Его стихи жили как полузапретный песенный фольклор, особенно «Бригантина».
Коган опередил свое время: романтика и приподнятое настроение пришлись как нельзя более кстати позже, в пятидесятые годы.
С уверенностью можно утверждать, что именно они, романтики и предтечи, закладывали фундамент тому задушевно-доверительному жанру авторской песни, который, в отличие от официального торжественно-парадного, станет многие десятилетия волновать слушателя и восприниматься ими как настоящая правда жизни.
Как жанр авторская песня тех лет имела только один недостаток: авторы были хоть и душевны, но безголосы.
В 50-е ситуация повторится: «другие мальчики споют другие песни» о том же: романтика, революция, герои, для которых жизнь – сплошная борьба. И станут эти безголосые «мальчики» на самое короткое время преемниками и правонаследниками, продолжателями мифтворцев.
Понимали ли они, что все это – не что иное, как попытка второй раз войти в ту же воду? Скорее всего, да. Иначе как объяснить то, что еще до появления диссидентов в чистом, так сказать, виде, они сами стали диссидентами: медленно и не сразу Окуджава, быстрее Ким, почти сразу же Галич.

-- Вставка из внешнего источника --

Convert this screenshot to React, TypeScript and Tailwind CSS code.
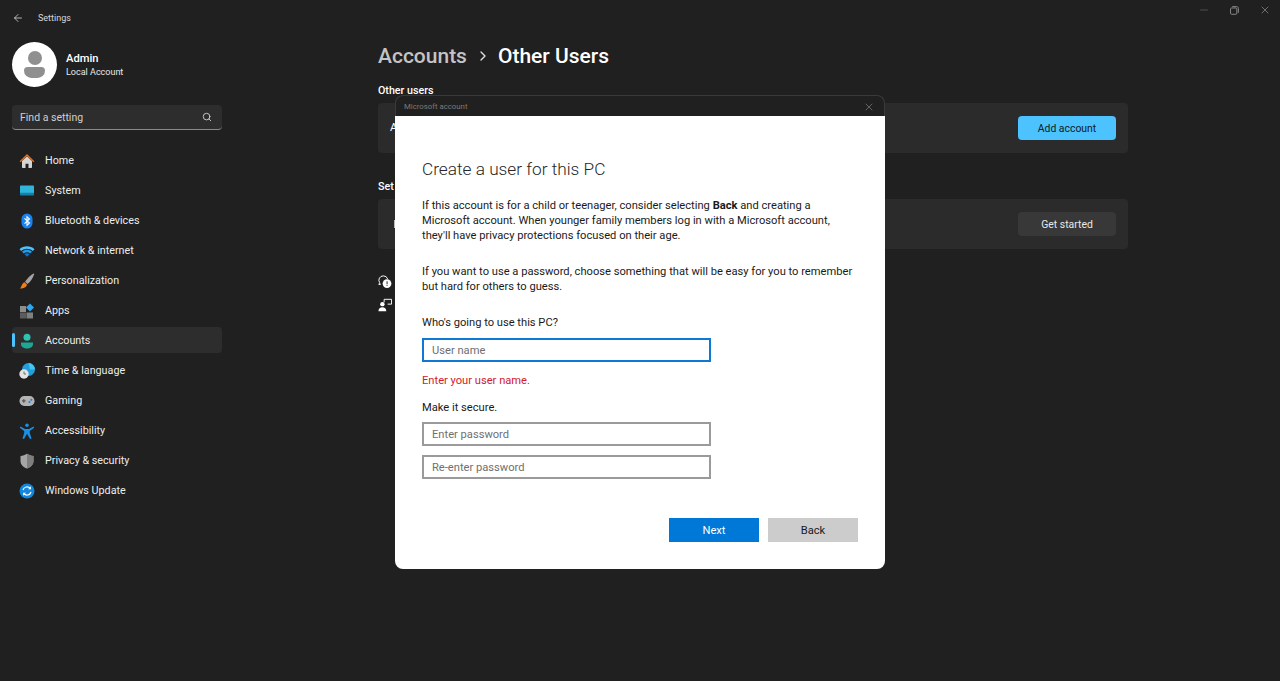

В 20-е годы в стране, где веками распевались песни о «народных заступниках» и часто ставился знак равенства между романтиком как чаятелем народным и «романтиком» с кистенем, песенный фольклор оказался самым влиятельным и популярным жанром.
Нужно было сразу привести в надлежащий порядок разгуливавшее по стране нэповское «творчество», все эти «рублички-бублички» или «кичманы-урканы», вечную и бессмертную «Мурку», и противопоставить ему песенное искусство, которое власть считала истинным. То самое, которое потом ляжет в основу легенд и мифов.
В общем, власть, среди которой немало было таких вот «романтиков», быстро смекнула, о чем и как нужно писать «былинникам речистым». Никаких шалостей и экспериментов. Хотите быть свободны – пишите только так и только об этом. Сильные мира сего не потерпят появления пасквиля и клеветы.
Молодых «беззаветных бойцов» тоже нужно понять. Каково им будет узнать, что в «справедливых боях» их просто использовали… Нехорошо это будет и неправильно. Да и грядущим поколениям надо же во что-то верить, мечтать и «плакать по ночам»…
Вопрос поиска авторов почти не стоял в стране, где мало энштейнов, но все – поэты и романтики.
Одним из первых таких мифотворцев стал Михаил Светлов. Во время публичных выступлений он невыразительным голосом, без аффектации, с прорехами в дикции рассказывал о Гренаде и земле, которую нужно отдать крестьянам, о Каховке и наших мирных людях и планах. Личность и манеры Светлова были настолько обаятельны, что зрители долго требовали исполнения «на бис». В дружеском кругу он иногда брал в руки гитару. И слушателям становилось понятно: вот оно, вот как нужно исполнять и интонировать собственные сочинения, чтоб их слушали затаив дыхание.
Больной хроническим бронхитом Павел Коган пел редко, но ритмика его поэзии сама просилась на музыку.
Настораживали только неожиданные когановские образные средства: «не очень умные» герои революции сложили «плохие песни» о том, что «рутина», случалось, повелевала их судьбами. Кто позволил так писать о «пламенных революционерах»? Где романтика побед и свершений? Алиби для автора стали его строки о Родине, о ее сиянии от Англии до Японии. Они вполне соответствовали тогдашнему актуальному лозунгу о мировой революции.
Его стихи жили как полузапретный песенный фольклор, особенно «Бригантина».
Коган опередил свое время: романтика и приподнятое настроение пришлись как нельзя более кстати позже, в пятидесятые годы.
С уверенностью можно утверждать, что именно они, романтики и предтечи, закладывали фундамент тому задушевно-доверительному жанру авторской песни, который, в отличие от официального торжественно-парадного, станет многие десятилетия волновать слушателя и восприниматься ими как настоящая правда жизни.
Как жанр авторская песня тех лет имела только один недостаток: авторы были хоть и душевны, но безголосы.
В 50-е ситуация повторится: «другие мальчики споют другие песни» о том же: романтика, революция, герои, для которых жизнь – сплошная борьба. И станут эти безголосые «мальчики» на самое короткое время преемниками и правонаследниками, продолжателями мифтворцев.
Понимали ли они, что все это – не что иное, как попытка второй раз войти в ту же воду? Скорее всего, да. Иначе как объяснить то, что еще до появления диссидентов в чистом, так сказать, виде, они сами стали диссидентами: медленно и не сразу Окуджава, быстрее Ким, почти сразу же Галич.